## GIVEN DATA
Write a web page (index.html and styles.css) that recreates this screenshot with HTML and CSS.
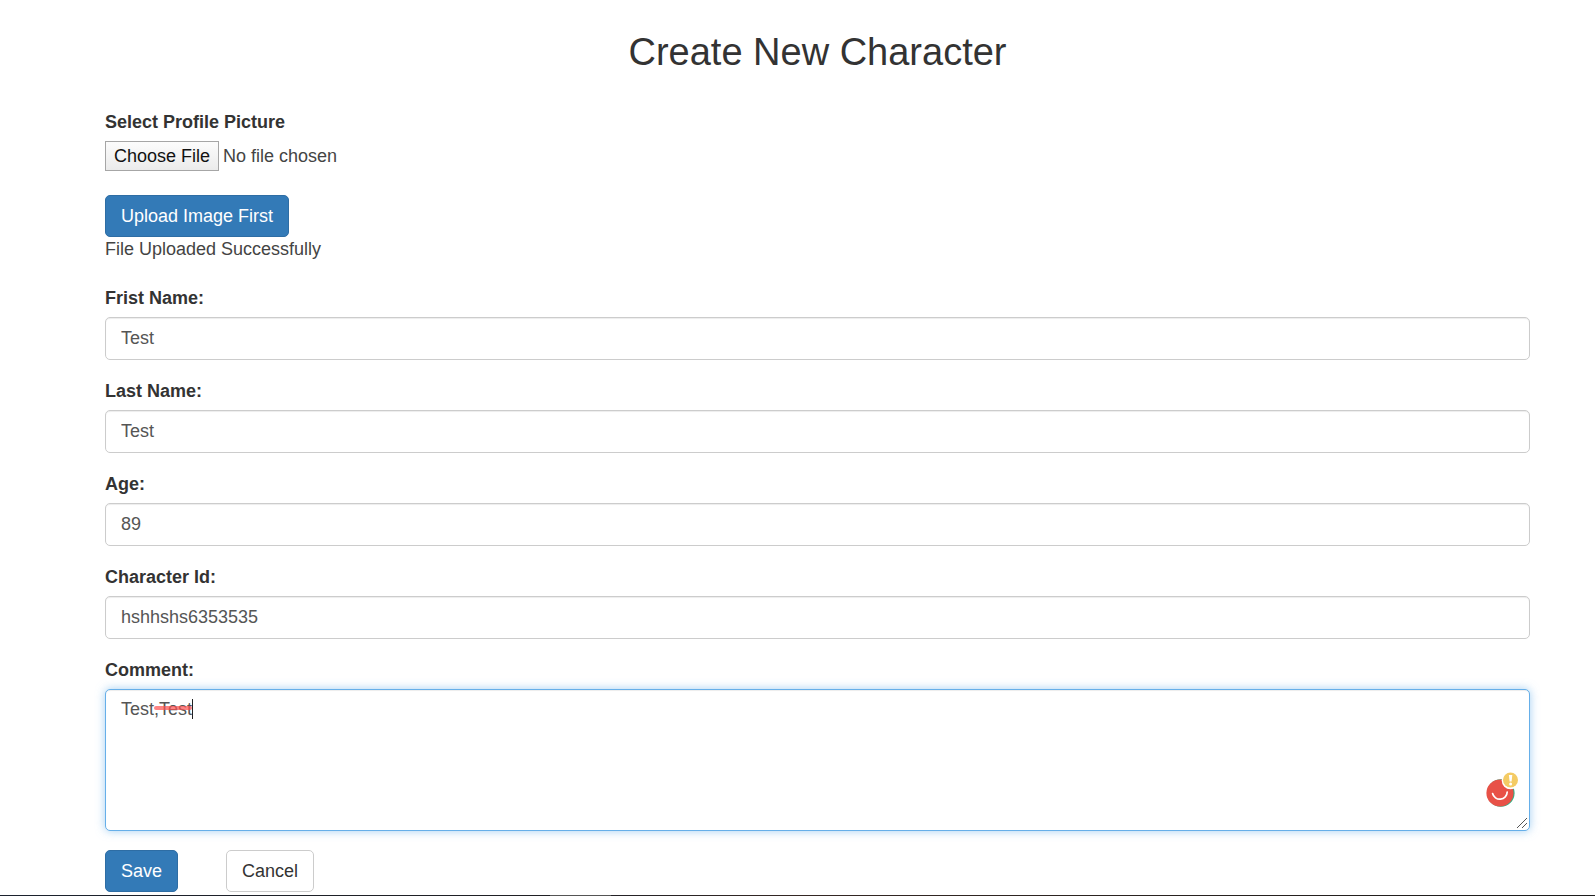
FILE: index.html
```html
<!DOCTYPE html>
<html lang="en">
<head>
<meta charset="utf-8">
<title>Create New Character</title>
<link rel="stylesheet" href="styles.css">
</head>
<body>
<main class="container">
  <h2 class="title">Create New Character</h2>
  <form class="form">
    <div class="upload">
      <label class="label" for="picture">Select Profile Picture</label>
      <input class="file" type="file" id="picture">
      <button class="btn btn-primary" type="button">Upload Image First</button>
      <div class="status">File Uploaded Successfully</div>
    </div>
    <div class="group">
      <label class="label" for="first">Frist Name:</label>
      <input class="control" type="text" id="first" value="Test">
    </div>
    <div class="group">
      <label class="label" for="last">Last Name:</label>
      <input class="control" type="text" id="last" value="Test">
    </div>
    <div class="group">
      <label class="label" for="age">Age:</label>
      <input class="control" type="text" id="age" value="89">
    </div>
    <div class="group">
      <label class="label" for="charid">Character Id:</label>
      <input class="control" type="text" id="charid" value="hshhshs6353535">
    </div>
    <div class="group">
      <label class="label" for="comment">Comment:</label>
      <div class="comment">
        <textarea class="control area" id="comment" rows="5" spellcheck="false">Test,Test</textarea>
        <span class="strike"></span>
        <span class="caret"></span>
        <svg class="checker" width="36" height="36" viewBox="0 0 36 36" aria-hidden="true">
          <circle cx="15.800" cy="21" r="13.800" fill="#23b387"/>
          <circle cx="15" cy="21" r="13.600" fill="#e85147"/>
          <path d="M7.600 21.500a7.400 7.400 0 0 0 14.600-1.500" fill="none" stroke="#fff" stroke-width="1.700" stroke-linecap="round"/>
          <circle cx="25.500" cy="8.500" r="8.800" fill="#fff"/>
          <circle cx="25.500" cy="8" r="7.500" fill="#f4cb64"/>
          <path d="M23.900 3h3.400l-.7 6.500h-2z" fill="#fff"/>
          <circle cx="25.600" cy="12" r="1.500" fill="#fff"/>
        </svg>
        <svg class="grip" width="12" height="12" viewBox="0 0 12 12" aria-hidden="true">
          <path d="M1 11L11 1M6 11L11 6" stroke="#555" stroke-width="1"/>
        </svg>
      </div>
    </div>
    <div class="actions">
      <button class="btn btn-primary" type="submit">Save</button>
      <button class="btn btn-default" type="button">Cancel</button>
    </div>
  </form>
</main>
<footer class="edge"></footer>
</body>
</html>
```
FILE: styles.css
```css
* { box-sizing: border-box; }

body {
  margin: 0;
  min-height: 100vh;
  display: flex;
  flex-direction: column;
  background: #fff;
  color: #333;
  font: 18px/25px "Liberation Sans", Arial, sans-serif;
}

.container {
  flex: 1;
  padding: 31px 65px 2px 105px;
}

.title {
  margin: 0 0 37px;
  font-size: 38px;
  line-height: 42px;
  font-weight: 400;
  text-align: center;
}

.label {
  display: block;
  margin-bottom: 6px;
  line-height: 25px;
  font-weight: 700;
}

.upload { margin-bottom: 24px; }

.status { color: #444; }

.file {
  display: block;
  margin-bottom: 24px;
  height: 30px;
  font: inherit;
  color: #444;
}

.file::file-selector-button {
  height: 30px;
  margin: 0 4px 0 0;
  padding: 0 8px;
  border: 1px solid #a6a6a6;
  border-radius: 0;
  background: linear-gradient(#fcfcfc, #ebebeb);
  color: #111;
  font: inherit;
}

.btn {
  height: 42px;
  padding: 0 15px;
  border: 1px solid;
  border-radius: 5px;
  font: inherit;
}

.btn-primary {
  background: #337ab7;
  border-color: #2e6da4;
  color: #fff;
}

.btn-default {
  background: #fff;
  border-color: #ccc;
  color: #333;
}

.upload .btn { display: block; }

.group { margin-bottom: 19px; }

.control {
  display: block;
  width: 100%;
  height: 43px;
  padding: 0 15px;
  border: 1px solid #ccc;
  border-radius: 5px;
  background: #fff;
  box-shadow: inset 0 1px 1px rgba(0, 0, 0, 0.075);
  color: #555;
  font: inherit;
  outline: 0;
}

.comment { position: relative; }

.area {
  height: 142px;
  padding: 7px 15px;
  border-color: #66afe9;
  box-shadow: inset 0 1px 1px rgba(0, 0, 0, 0.075), 0 0 10px rgba(102, 175, 233, 0.6);
  resize: vertical;
}

.area::-webkit-resizer { background: transparent; }

.strike {
  position: absolute;
  top: 17px;
  left: 49px;
  width: 38px;
  height: 4px;
  border-radius: 2px;
  background: rgba(255, 80, 80, 0.7);
}

.caret {
  position: absolute;
  top: 10px;
  left: 87px;
  width: 1px;
  height: 20px;
  background: #222;
}

.checker {
  position: absolute;
  right: 9px;
  bottom: 23px;
}

.grip {
  position: absolute;
  right: 2px;
  bottom: 2px;
  pointer-events: none;
}

.actions {
  display: flex;
  gap: 48px;
}

.edge {
  height: 1px;
  background: linear-gradient(90deg, #1c222e, #202024 550px, #555 550px, #555 611px, #242226 611px, #352824 800px, #1c1c1c);
}
```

## WHAT IS REQUIRED
Write out the whole listing again, exactly, with no pictures.

## RESULT OF THIS EXERCISE
Write a web page (index.html and styles.css) that recreates this screenshot with HTML and CSS.
FILE: index.html
```html
<!DOCTYPE html>
<html lang="en">
<head>
<meta charset="utf-8">
<title>Create New Character</title>
<link rel="stylesheet" href="styles.css">
</head>
<body>
<main class="container">
  <h2 class="title">Create New Character</h2>
  <form class="form">
    <div class="upload">
      <label class="label" for="picture">Select Profile Picture</label>
      <input class="file" type="file" id="picture">
      <button class="btn btn-primary" type="button">Upload Image First</button>
      <div class="status">File Uploaded Successfully</div>
    </div>
    <div class="group">
      <label class="label" for="first">Frist Name:</label>
      <input class="control" type="text" id="first" value="Test">
    </div>
    <div class="group">
      <label class="label" for="last">Last Name:</label>
      <input class="control" type="text" id="last" value="Test">
    </div>
    <div class="group">
      <label class="label" for="age">Age:</label>
      <input class="control" type="text" id="age" value="89">
    </div>
    <div class="group">
      <label class="label" for="charid">Character Id:</label>
      <input class="control" type="text" id="charid" value="hshhshs6353535">
    </div>
    <div class="group">
      <label class="label" for="comment">Comment:</label>
      <div class="comment">
        <textarea class="control area" id="comment" rows="5" spellcheck="false">Test,Test</textarea>
        <span class="strike"></span>
        <span class="caret"></span>
        <svg class="checker" width="36" height="36" viewBox="0 0 36 36" aria-hidden="true">
          <circle cx="15.800" cy="21" r="13.800" fill="#23b387"/>
          <circle cx="15" cy="21" r="13.600" fill="#e85147"/>
          <path d="M7.600 21.500a7.400 7.400 0 0 0 14.600-1.500" fill="none" stroke="#fff" stroke-width="1.700" stroke-linecap="round"/>
          <circle cx="25.500" cy="8.500" r="8.800" fill="#fff"/>
          <circle cx="25.500" cy="8" r="7.500" fill="#f4cb64"/>
          <path d="M23.900 3h3.400l-.7 6.500h-2z" fill="#fff"/>
          <circle cx="25.600" cy="12" r="1.500" fill="#fff"/>
        </svg>
        <svg class="grip" width="12" height="12" viewBox="0 0 12 12" aria-hidden="true">
          <path d="M1 11L11 1M6 11L11 6" stroke="#555" stroke-width="1"/>
        </svg>
      </div>
    </div>
    <div class="actions">
      <button class="btn btn-primary" type="submit">Save</button>
      <button class="btn btn-default" type="button">Cancel</button>
    </div>
  </form>
</main>
<footer class="edge"></footer>
</body>
</html>
```
FILE: styles.css
```css
* { box-sizing: border-box; }

body {
  margin: 0;
  min-height: 100vh;
  display: flex;
  flex-direction: column;
  background: #fff;
  color: #333;
  font: 18px/25px "Liberation Sans", Arial, sans-serif;
}

.container {
  flex: 1;
  padding: 31px 65px 2px 105px;
}

.title {
  margin: 0 0 37px;
  font-size: 38px;
  line-height: 42px;
  font-weight: 400;
  text-align: center;
}

.label {
  display: block;
  margin-bottom: 6px;
  line-height: 25px;
  font-weight: 700;
}

.upload { margin-bottom: 24px; }

.status { color: #444; }

.file {
  display: block;
  margin-bottom: 24px;
  height: 30px;
  font: inherit;
  color: #444;
}

.file::file-selector-button {
  height: 30px;
  margin: 0 4px 0 0;
  padding: 0 8px;
  border: 1px solid #a6a6a6;
  border-radius: 0;
  background: linear-gradient(#fcfcfc, #ebebeb);
  color: #111;
  font: inherit;
}

.btn {
  height: 42px;
  padding: 0 15px;
  border: 1px solid;
  border-radius: 5px;
  font: inherit;
}

.btn-primary {
  background: #337ab7;
  border-color: #2e6da4;
  color: #fff;
}

.btn-default {
  background: #fff;
  border-color: #ccc;
  color: #333;
}

.upload .btn { display: block; }

.group { margin-bottom: 19px; }

.control {
  display: block;
  width: 100%;
  height: 43px;
  padding: 0 15px;
  border: 1px solid #ccc;
  border-radius: 5px;
  background: #fff;
  box-shadow: inset 0 1px 1px rgba(0, 0, 0, 0.075);
  color: #555;
  font: inherit;
  outline: 0;
}

.comment { position: relative; }

.area {
  height: 142px;
  padding: 7px 15px;
  border-color: #66afe9;
  box-shadow: inset 0 1px 1px rgba(0, 0, 0, 0.075), 0 0 10px rgba(102, 175, 233, 0.6);
  resize: vertical;
}

.area::-webkit-resizer { background: transparent; }

.strike {
  position: absolute;
  top: 17px;
  left: 49px;
  width: 38px;
  height: 4px;
  border-radius: 2px;
  background: rgba(255, 80, 80, 0.7);
}

.caret {
  position: absolute;
  top: 10px;
  left: 87px;
  width: 1px;
  height: 20px;
  background: #222;
}

.checker {
  position: absolute;
  right: 9px;
  bottom: 23px;
}

.grip {
  position: absolute;
  right: 2px;
  bottom: 2px;
  pointer-events: none;
}

.actions {
  display: flex;
  gap: 48px;
}

.edge {
  height: 1px;
  background: linear-gradient(90deg, #1c222e, #202024 550px, #555 550px, #555 611px, #242226 611px, #352824 800px, #1c1c1c);
}
```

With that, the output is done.